Первый документ представлял собой какой-то отчет. Он назывался «Открытое обращение Лондонского общества защиты молодых женщин и борьбы с детской проституцией». На документе стояла дата – май 1835 года.

Было доказано, что четыреста человек зарабатывали себе на жизнь тем, что похищали молоденьких девушек в возрасте от одиннадцати до пятнадцати лет с целью сделать из них проституток. Они не гнушались никакими средствами для того, чтобы заманить жертву, и как только на улице появлялась маленькая девочка без провожатых, за ней сразу начинал следить один из этих безжалостных негодяев и под любым предлогом заманивал ее в обитель позора и разврата. Как только ничего не подозревающая беспомощная девушка попадала в капкан, она становилась жертвой их преступных замыслов. С нее снимали одежду, в которую ее одели заботливые родители или друзья, обряжали в жуткие лохмотья и заставляли заниматься проституцией, а потом отдавать свой заработок хозяину или хозяйке. Таким образом, она становилась приманкой для представителей противоположного пола. Причем встать на путь добродетели у этих девушек не было никаких шансов, потому что их бдительно охраняли, и если какая-либо из них предпринимала попытку бежать, то ее подвергали суровому наказанию, а иногда даже жестоко избивали. Постепенно девушка становилась безразличной ко всему и не задумывалась над тем, что ожидает ее в будущем. Почти никому из таких девушек не удается избежать и заражения инфекционными заболеваниями. Установлено, что уже примерно через одну-две недели после того, как они начинают заниматься проституцией, эти юные девицы заражаются различными болезнями. Потом хозяева отправляют их в больницы под вымышленными именами или оставляют умирать прямо на улице. И зачастую уже через несколько недель невинность, здоровье и красота исчезают, уступая место отчаянию, болезням и смерти.

Глава 30

Эмма спустилась к реке. Волны равнодушно плескались о каменные ступени. «С этим нужно покончить», – нашептывали волны.

– Да, с этим нужно покончить, – убеждала она саму себя. Однако как здесь было тихо и безлюдно. Она спустилась по лестнице и тем самым отгородила себя от всего остального мира. Ей так хотелось, чтобы ее уход из этой жизни был чистым и незаметным, но речная вода была грязной и затхлой.

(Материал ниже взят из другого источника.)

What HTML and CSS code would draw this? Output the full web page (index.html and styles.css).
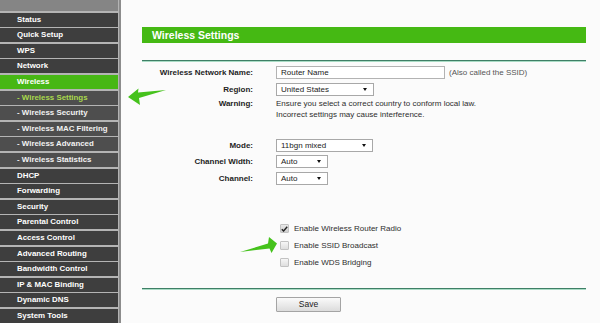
FILE: index.html
```html
<!DOCTYPE html>
<html lang="en">
<head>
    <meta charset="UTF-8">
    <title>Wireless Settings</title>
    <link rel="stylesheet" href="styles.css">
</head>
<body>
    <div class="page">
        <nav class="sidebar">
            <div class="sidebar-top"></div>
            <a class="menu-item">Status</a>
            <a class="menu-item">Quick Setup</a>
            <a class="menu-item">WPS</a>
            <a class="menu-item">Network</a>
            <a class="menu-item active">Wireless</a>
            <a class="menu-item sub current">- Wireless Settings</a>
            <a class="menu-item sub">- Wireless Security</a>
            <a class="menu-item sub">- Wireless MAC Filtering</a>
            <a class="menu-item sub">- Wireless Advanced</a>
            <a class="menu-item sub">- Wireless Statistics</a>
            <a class="menu-item">DHCP</a>
            <a class="menu-item">Forwarding</a>
            <a class="menu-item">Security</a>
            <a class="menu-item">Parental Control</a>
            <a class="menu-item">Access Control</a>
            <a class="menu-item">Advanced Routing</a>
            <a class="menu-item">Bandwidth Control</a>
            <a class="menu-item">IP &amp; MAC Binding</a>
            <a class="menu-item">Dynamic DNS</a>
            <a class="menu-item">System Tools</a>
        </nav>

        <main class="content">
            <div class="title-bar">Wireless Settings</div>
            <div class="divider"></div>

            <div class="row row-name">
                <label class="label">Wireless Network Name:</label>
                <div class="field">
                    <div class="text-input">Router Name</div>
                    <span class="hint">(Also called the SSID)</span>
                </div>
            </div>
            <div class="row row-region">
                <label class="label">Region:</label>
                <div class="field">
                    <div class="select w-region">United States<span class="caret"></span></div>
                </div>
            </div>
            <div class="row row-warning">
                <label class="label">Warning:</label>
                <div class="field warning-text">
                    Ensure you select a correct country to conform local law.<br>
                    Incorrect settings may cause interference.
                </div>
            </div>

            <div class="row row-mode">
                <label class="label">Mode:</label>
                <div class="field">
                    <div class="select w-mode">11bgn mixed<span class="caret"></span></div>
                </div>
            </div>
            <div class="row row-width">
                <label class="label">Channel Width:</label>
                <div class="field">
                    <div class="select w-small">Auto<span class="caret"></span></div>
                </div>
            </div>
            <div class="row row-channel">
                <label class="label">Channel:</label>
                <div class="field">
                    <div class="select w-small">Auto<span class="caret"></span></div>
                </div>
            </div>

            <div class="checks">
                <div class="check-row">
                    <span class="checkbox checked">
                        <svg width="7" height="6" viewBox="0 0 7 6"><path d="M0.8 3.2 L2.6 5 L6.2 0.8" fill="none" stroke="#222" stroke-width="1.4"/></svg>
                    </span>
                    Enable Wireless Router Radio
                </div>
                <div class="check-row">
                    <span class="checkbox"></span>
                    Enable SSID Broadcast
                </div>
                <div class="check-row">
                    <span class="checkbox"></span>
                    Enable WDS Bridging
                </div>
            </div>

            <div class="divider bottom"></div>

            <div class="actions">
                <button class="save-btn">Save</button>
            </div>
        </main>

        <!-- green pointer arrows drawn over the page -->
        <svg class="arrow arrow-menu" width="44" height="22" viewBox="0 0 44 22">
            <path d="M0 9 L10.5 0.5 L10 4.5 L38 2 L11 10 L12 17 Z" fill="#45c21c"/>
        </svg>
        <svg class="arrow arrow-ssid" width="40" height="20" viewBox="0 0 40 20">
            <path d="M0 16 L28 7.5 L29 1 L37 7.5 L31.5 17 L29.5 12.5 Z" fill="#45c21c"/>
        </svg>
    </div>
</body>
</html>
```

FILE: styles.css
```css
/* router admin page - wireless settings */
body {
    margin: 0;
    font-family: "Liberation Sans", Arial, sans-serif;
    background-color: #fbfbfb;
}

.page {
    position: relative;
    display: flex;
    height: 323px;
    overflow: hidden;
}

/* left menu */
.sidebar {
    width: 118px;
    flex-shrink: 0;
    display: flex;
    flex-direction: column;
    background-color: #b4b4b4; /* shows through as separators */
    padding-right: 1px;
    border-right: 2px solid #8c8c8c;
}

.sidebar-top {
    height: 11px;
    flex-shrink: 0;
    background-color: #858585;
}

.menu-item {
    display: block;
    flex-shrink: 0;
    height: 14px;
    margin-top: 1.6px;
    padding-left: 17px;
    line-height: 14px;
    font-size: 7.9px;
    font-weight: bold;
    color: #fff;
    background-color: #3e3e3e;
    white-space: nowrap;
}

.menu-item.sub {
    background-color: #4e4e4e;
    color: #f2f2f2;
}

.menu-item.active {
    background-color: #47b714;
}

.menu-item.current {
    color: #a9d94c;
}

/* right side */
.content {
    flex: 1;
    padding: 27px 14px 0 21px;
}

.title-bar {
    height: 16px;
    line-height: 16px;
    padding-left: 10px;
    background-color: #45b913;
    color: #fff;
    font-size: 10.5px;
    font-weight: bold;
}

.divider {
    margin-top: 17px;
    height: 1px;
    background-color: #3f7f66;
    border-bottom: 1px solid #a9dcc5;
}

.divider.bottom {
    margin-top: 17px;
}

.row {
    display: flex;
    align-items: flex-start;
    font-size: 8px;
    line-height: 13px;
}

.label {
    width: 111px;
    flex-shrink: 0;
    text-align: right;
    font-weight: bold;
    color: #1e1e1e;
}

.field {
    margin-left: 23px;
    display: flex;
    align-items: center;
    color: #2e2e2e;
}

.row-name { margin-top: 4px; }
.row-region { margin-top: 4px; }
.row-warning { margin-top: 2px; line-height: 11px; }
.row-mode { margin-top: 19px; }
.row-width { margin-top: 3px; }
.row-channel { margin-top: 4px; }

.warning-text {
    display: block;
    line-height: 11px;
}

.text-input {
    box-sizing: border-box;
    width: 169px;
    height: 13px;
    line-height: 11px;
    padding-left: 4px;
    border: 1px solid #b3b3b3;
    background-color: #fff;
    color: #222;
}

.hint {
    margin-left: 4px;
    color: #555;
}

.select {
    position: relative;
    box-sizing: border-box;
    height: 13px;
    line-height: 11px;
    padding-left: 4px;
    border: 1px solid #a8a8a8;
    background-color: #fff;
    color: #222;
}

.w-region { width: 98px; }
.w-mode { width: 97px; }
.w-small { width: 52px; }

.caret {
    position: absolute;
    right: 6px;
    top: 4px;
    width: 0;
    height: 0;
    border-left: 2px solid transparent;
    border-right: 2px solid transparent;
    border-top: 3px solid #111;
}

/* checkboxes */
.checks {
    margin-top: 35px;
    margin-left: 138px;
}

.check-row {
    display: flex;
    align-items: center;
    height: 17px;
    font-size: 8px;
    color: #2e2e2e;
}

.checkbox {
    box-sizing: border-box;
    width: 9px;
    height: 9px;
    margin-right: 5px;
    border: 1px solid #c2c2c2;
    border-radius: 1px;
    background: linear-gradient(#f6f6f6, #dedede);
    display: flex;
    align-items: center;
    justify-content: center;
}

.checkbox.checked {
    background: linear-gradient(#e8e8e8, #cfcfcf);
}

.actions {
    margin-top: 3px;
    padding-left: 134px;
}

.save-btn {
    width: 65px;
    height: 15px;
    padding: 0;
    font-family: "Liberation Sans", Arial, sans-serif;
    font-size: 8.5px;
    color: #222;
    border: 1px solid #a4a4a4;
    border-radius: 1px;
    background: linear-gradient(#fafafa, #dcdcdc);
}

.arrow {
    position: absolute;
}

.arrow-menu {
    left: 128px;
    top: 88px;
}

.arrow-ssid {
    left: 240px;
    top: 236px;
}
```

Она распространяла смертельную вонь. Больше всего Эмма боялась, что как только она войдет в эту влажную могилу, так тут же окажется рядом с другим свежим трупом. Она смотрела, как темная река медленно несет свои воды, в которых отражаются желтые осколки луны, и вдруг увидела еще кое-что. Это была еще одна маленькая луна. У нее был небольшой неровный нимб над головой и огромные глаза, которые пристально смотрели на нее.

Она подняла голову. Возле самой воды сидела маленькая девочка. Ей было лет восемь, не больше. Рядом с ней стояла корзина, а в руках она держала куклу размером с живого младенца. На голове у нее была старомодная шляпа с небольшими полями и потрепанными цветочками. Она была босиком.

Ты собираешься прыгнуть? – Она посмотрела на Эмму своими васильковыми глазами. Девочка была очень бледной, но на щеках у нее горел яркий румянец.

Что тебе нужно? – спросила Эмма у нее.

Может быть, ты отдашь мне свои ботинки и платье? Мои совсем износились.

Не могу же я снять одежду прямо здесь, – возразила Эмма.

А теперь я тебя не вижу, – сказала малышка и закрыла глаза руками. – Они все равно не согреют тебя там, в воде.